Archbishop Aymond defeated Archbishop Vigneron 126-110, suggesting that the bishops may want someone to diplomatically convince Rome to continue tweaking a new English translation of the Mass that some bishops say is so faithful to the Latin that its English is awkward and ungrammatical. Archbishop Vigneron had been defeated for the same post in 2004, by Bishop Donald Trautman of Erie, who was nominated from the floor that year.
Bishop Trautman is an outspoken critic of the new Mass translations. Yesterday he lost his last battle to prevent approval of the Mass translations, but was delighted with Archbishop Aymond's election.

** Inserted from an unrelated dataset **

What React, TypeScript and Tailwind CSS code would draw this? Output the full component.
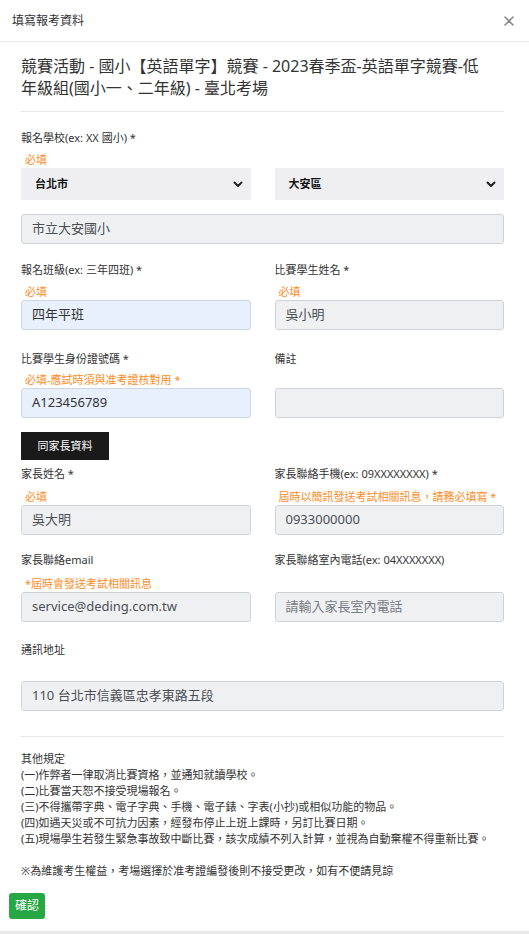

"Bishop Aymond is very much a centrist and will be a very good leader," he said.
Another clear choice, with a more lopsided outcome, was between Archbishop Joseph Naumann of Kansas City, Kan., and Bishop Kevin Rhoades of Harrisburg, who was just named to the Fort Wayne-South Bend diocese where the University of Notre Dame is located.
Both are strong advocates of church teaching, but Archbishop Naumann is known for more confrontational tactics. When Kathleen Sebelius, a Catholic who supports abortion rights, was governor of Kansas, he publicly asked her not to take communion. In bishops' debates about issues related to abortion, he has favored very strong language.
Bishop Rhoades, a former rector of Mount St. Mary Seminary in, Maryland., is quiet on the floor of the bishops' conference. But he has earned respect from Catholics across the ideological spectrum for his gentle effectiveness at promoting the faith. He was critical of Notre Dame last May when it awarded an honorary degree to pro-choice President Obama. But when he was named bishop of Fighting Irish last week, he said it was time to put the controversy with the school behind and look toward the future.
Bishop Rhoades was elected, 145-93.
Theresa Farnan of Peters, a Catholic philosopher who was on the faculty at Mount St. Mary's during Bishop Rhoades tenure, and who he invited to teach about marriage and pro-life issues in the Diocese of Harrisburg, was thrilled that he will head the marriage and family committee.
"He's an absolutely wonderful scholar. And he is just so good, personally, at dealing with and understanding families in a very pastoral way," said Dr. Farnan, a mother of nine who now teaches part-time at the Franciscan University of Steubenville.
At the seminary "he made a conscious effort to bring more families to the seminary as part of the faculty," she said. "When he was bishop in Harrisburg, he was having Masses for home-schooled families and making a point of going to different Catholic schools. He did a lot of outreach, and it was beautiful to see."